--- Dataset extract ---
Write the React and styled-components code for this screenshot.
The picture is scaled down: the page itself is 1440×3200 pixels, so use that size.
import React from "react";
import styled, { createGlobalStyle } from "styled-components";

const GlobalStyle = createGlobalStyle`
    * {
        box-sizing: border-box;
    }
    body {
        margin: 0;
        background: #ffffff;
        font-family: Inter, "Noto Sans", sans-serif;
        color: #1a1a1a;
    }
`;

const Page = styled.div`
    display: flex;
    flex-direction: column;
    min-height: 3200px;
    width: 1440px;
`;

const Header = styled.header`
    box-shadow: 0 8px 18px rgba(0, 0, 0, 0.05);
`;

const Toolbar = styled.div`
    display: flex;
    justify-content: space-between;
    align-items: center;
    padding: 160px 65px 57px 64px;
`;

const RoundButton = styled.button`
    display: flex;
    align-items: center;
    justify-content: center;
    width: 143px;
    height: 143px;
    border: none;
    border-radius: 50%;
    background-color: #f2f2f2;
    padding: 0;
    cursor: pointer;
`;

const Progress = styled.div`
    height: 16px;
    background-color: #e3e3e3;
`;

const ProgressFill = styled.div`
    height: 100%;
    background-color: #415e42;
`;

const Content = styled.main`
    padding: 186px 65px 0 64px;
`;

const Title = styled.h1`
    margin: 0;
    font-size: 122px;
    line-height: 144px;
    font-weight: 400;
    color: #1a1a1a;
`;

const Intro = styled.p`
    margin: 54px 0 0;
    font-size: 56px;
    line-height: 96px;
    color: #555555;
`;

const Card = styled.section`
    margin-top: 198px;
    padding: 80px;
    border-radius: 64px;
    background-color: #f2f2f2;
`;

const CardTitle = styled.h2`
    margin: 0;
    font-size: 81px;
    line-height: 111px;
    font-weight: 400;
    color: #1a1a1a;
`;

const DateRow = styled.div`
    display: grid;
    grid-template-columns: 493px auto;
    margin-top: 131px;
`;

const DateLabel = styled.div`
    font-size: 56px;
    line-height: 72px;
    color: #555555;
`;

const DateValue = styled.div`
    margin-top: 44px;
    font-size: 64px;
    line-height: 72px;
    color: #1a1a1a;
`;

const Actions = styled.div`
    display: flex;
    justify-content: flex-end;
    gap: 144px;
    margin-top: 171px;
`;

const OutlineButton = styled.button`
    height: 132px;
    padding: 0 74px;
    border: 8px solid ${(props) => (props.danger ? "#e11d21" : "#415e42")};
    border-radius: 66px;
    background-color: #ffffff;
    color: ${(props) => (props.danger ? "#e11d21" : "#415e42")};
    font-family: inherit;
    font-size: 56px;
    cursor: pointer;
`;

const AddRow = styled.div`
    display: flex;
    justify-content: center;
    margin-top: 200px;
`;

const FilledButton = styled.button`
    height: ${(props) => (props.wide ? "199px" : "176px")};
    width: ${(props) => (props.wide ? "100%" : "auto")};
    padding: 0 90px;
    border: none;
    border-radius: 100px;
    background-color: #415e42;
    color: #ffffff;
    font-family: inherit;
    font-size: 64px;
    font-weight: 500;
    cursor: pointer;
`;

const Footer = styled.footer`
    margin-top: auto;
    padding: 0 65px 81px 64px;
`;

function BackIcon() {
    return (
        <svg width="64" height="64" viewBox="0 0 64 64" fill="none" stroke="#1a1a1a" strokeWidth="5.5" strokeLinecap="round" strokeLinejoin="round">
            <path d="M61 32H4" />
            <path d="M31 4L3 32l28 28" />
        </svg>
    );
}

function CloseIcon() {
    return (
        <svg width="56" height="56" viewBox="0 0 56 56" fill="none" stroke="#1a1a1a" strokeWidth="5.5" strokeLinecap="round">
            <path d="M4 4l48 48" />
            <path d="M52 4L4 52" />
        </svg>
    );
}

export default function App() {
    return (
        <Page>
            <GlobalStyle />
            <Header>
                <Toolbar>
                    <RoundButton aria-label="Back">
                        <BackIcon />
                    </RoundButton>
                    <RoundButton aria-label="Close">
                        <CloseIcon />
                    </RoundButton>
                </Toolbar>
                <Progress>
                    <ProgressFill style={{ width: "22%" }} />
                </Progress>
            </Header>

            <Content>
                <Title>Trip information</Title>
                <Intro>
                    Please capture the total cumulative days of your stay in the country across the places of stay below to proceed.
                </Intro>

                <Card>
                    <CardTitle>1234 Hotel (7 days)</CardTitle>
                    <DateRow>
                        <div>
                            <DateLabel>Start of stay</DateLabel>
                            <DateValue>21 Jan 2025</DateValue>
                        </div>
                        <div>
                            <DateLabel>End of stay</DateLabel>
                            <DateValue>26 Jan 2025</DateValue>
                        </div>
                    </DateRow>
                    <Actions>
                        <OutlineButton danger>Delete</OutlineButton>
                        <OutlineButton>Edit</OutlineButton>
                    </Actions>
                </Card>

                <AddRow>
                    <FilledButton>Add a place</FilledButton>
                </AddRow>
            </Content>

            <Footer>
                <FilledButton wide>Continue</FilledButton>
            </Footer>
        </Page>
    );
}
---
■ Direction
Repeat the material above in full, quoting it exactly.

■ Task answer
Write the React and styled-components code for this screenshot.
The picture is scaled down: the page itself is 1440×3200 pixels, so use that size.
import React from "react";
import styled, { createGlobalStyle } from "styled-components";

const GlobalStyle = createGlobalStyle`
    * {
        box-sizing: border-box;
    }
    body {
        margin: 0;
        background: #ffffff;
        font-family: Inter, "Noto Sans", sans-serif;
        color: #1a1a1a;
    }
`;

const Page = styled.div`
    display: flex;
    flex-direction: column;
    min-height: 3200px;
    width: 1440px;
`;

const Header = styled.header`
    box-shadow: 0 8px 18px rgba(0, 0, 0, 0.05);
`;

const Toolbar = styled.div`
    display: flex;
    justify-content: space-between;
    align-items: center;
    padding: 160px 65px 57px 64px;
`;

const RoundButton = styled.button`
    display: flex;
    align-items: center;
    justify-content: center;
    width: 143px;
    height: 143px;
    border: none;
    border-radius: 50%;
    background-color: #f2f2f2;
    padding: 0;
    cursor: pointer;
`;

const Progress = styled.div`
    height: 16px;
    background-color: #e3e3e3;
`;

const ProgressFill = styled.div`
    height: 100%;
    background-color: #415e42;
`;

const Content = styled.main`
    padding: 186px 65px 0 64px;
`;

const Title = styled.h1`
    margin: 0;
    font-size: 122px;
    line-height: 144px;
    font-weight: 400;
    color: #1a1a1a;
`;

const Intro = styled.p`
    margin: 54px 0 0;
    font-size: 56px;
    line-height: 96px;
    color: #555555;
`;

const Card = styled.section`
    margin-top: 198px;
    padding: 80px;
    border-radius: 64px;
    background-color: #f2f2f2;
`;

const CardTitle = styled.h2`
    margin: 0;
    font-size: 81px;
    line-height: 111px;
    font-weight: 400;
    color: #1a1a1a;
`;

const DateRow = styled.div`
    display: grid;
    grid-template-columns: 493px auto;
    margin-top: 131px;
`;

const DateLabel = styled.div`
    font-size: 56px;
    line-height: 72px;
    color: #555555;
`;

const DateValue = styled.div`
    margin-top: 44px;
    font-size: 64px;
    line-height: 72px;
    color: #1a1a1a;
`;

const Actions = styled.div`
    display: flex;
    justify-content: flex-end;
    gap: 144px;
    margin-top: 171px;
`;

const OutlineButton = styled.button`
    height: 132px;
    padding: 0 74px;
    border: 8px solid ${(props) => (props.danger ? "#e11d21" : "#415e42")};
    border-radius: 66px;
    background-color: #ffffff;
    color: ${(props) => (props.danger ? "#e11d21" : "#415e42")};
    font-family: inherit;
    font-size: 56px;
    cursor: pointer;
`;

const AddRow = styled.div`
    display: flex;
    justify-content: center;
    margin-top: 200px;
`;

const FilledButton = styled.button`
    height: ${(props) => (props.wide ? "199px" : "176px")};
    width: ${(props) => (props.wide ? "100%" : "auto")};
    padding: 0 90px;
    border: none;
    border-radius: 100px;
    background-color: #415e42;
    color: #ffffff;
    font-family: inherit;
    font-size: 64px;
    font-weight: 500;
    cursor: pointer;
`;

const Footer = styled.footer`
    margin-top: auto;
    padding: 0 65px 81px 64px;
`;

function BackIcon() {
    return (
        <svg width="64" height="64" viewBox="0 0 64 64" fill="none" stroke="#1a1a1a" strokeWidth="5.5" strokeLinecap="round" strokeLinejoin="round">
            <path d="M61 32H4" />
            <path d="M31 4L3 32l28 28" />
        </svg>
    );
}

function CloseIcon() {
    return (
        <svg width="56" height="56" viewBox="0 0 56 56" fill="none" stroke="#1a1a1a" strokeWidth="5.5" strokeLinecap="round">
            <path d="M4 4l48 48" />
            <path d="M52 4L4 52" />
        </svg>
    );
}

export default function App() {
    return (
        <Page>
            <GlobalStyle />
            <Header>
                <Toolbar>
                    <RoundButton aria-label="Back">
                        <BackIcon />
                    </RoundButton>
                    <RoundButton aria-label="Close">
                        <CloseIcon />
                    </RoundButton>
                </Toolbar>
                <Progress>
                    <ProgressFill style={{ width: "22%" }} />
                </Progress>
            </Header>

            <Content>
                <Title>Trip information</Title>
                <Intro>
                    Please capture the total cumulative days of your stay in the country across the places of stay below to proceed.
                </Intro>

                <Card>
                    <CardTitle>1234 Hotel (7 days)</CardTitle>
                    <DateRow>
                        <div>
                            <DateLabel>Start of stay</DateLabel>
                            <DateValue>21 Jan 2025</DateValue>
                        </div>
                        <div>
                            <DateLabel>End of stay</DateLabel>
                            <DateValue>26 Jan 2025</DateValue>
                        </div>
                    </DateRow>
                    <Actions>
                        <OutlineButton danger>Delete</OutlineButton>
                        <OutlineButton>Edit</OutlineButton>
                    </Actions>
                </Card>

                <AddRow>
                    <FilledButton>Add a place</FilledButton>
                </AddRow>
            </Content>

            <Footer>
                <FilledButton wide>Continue</FilledButton>
            </Footer>
        </Page>
    );
}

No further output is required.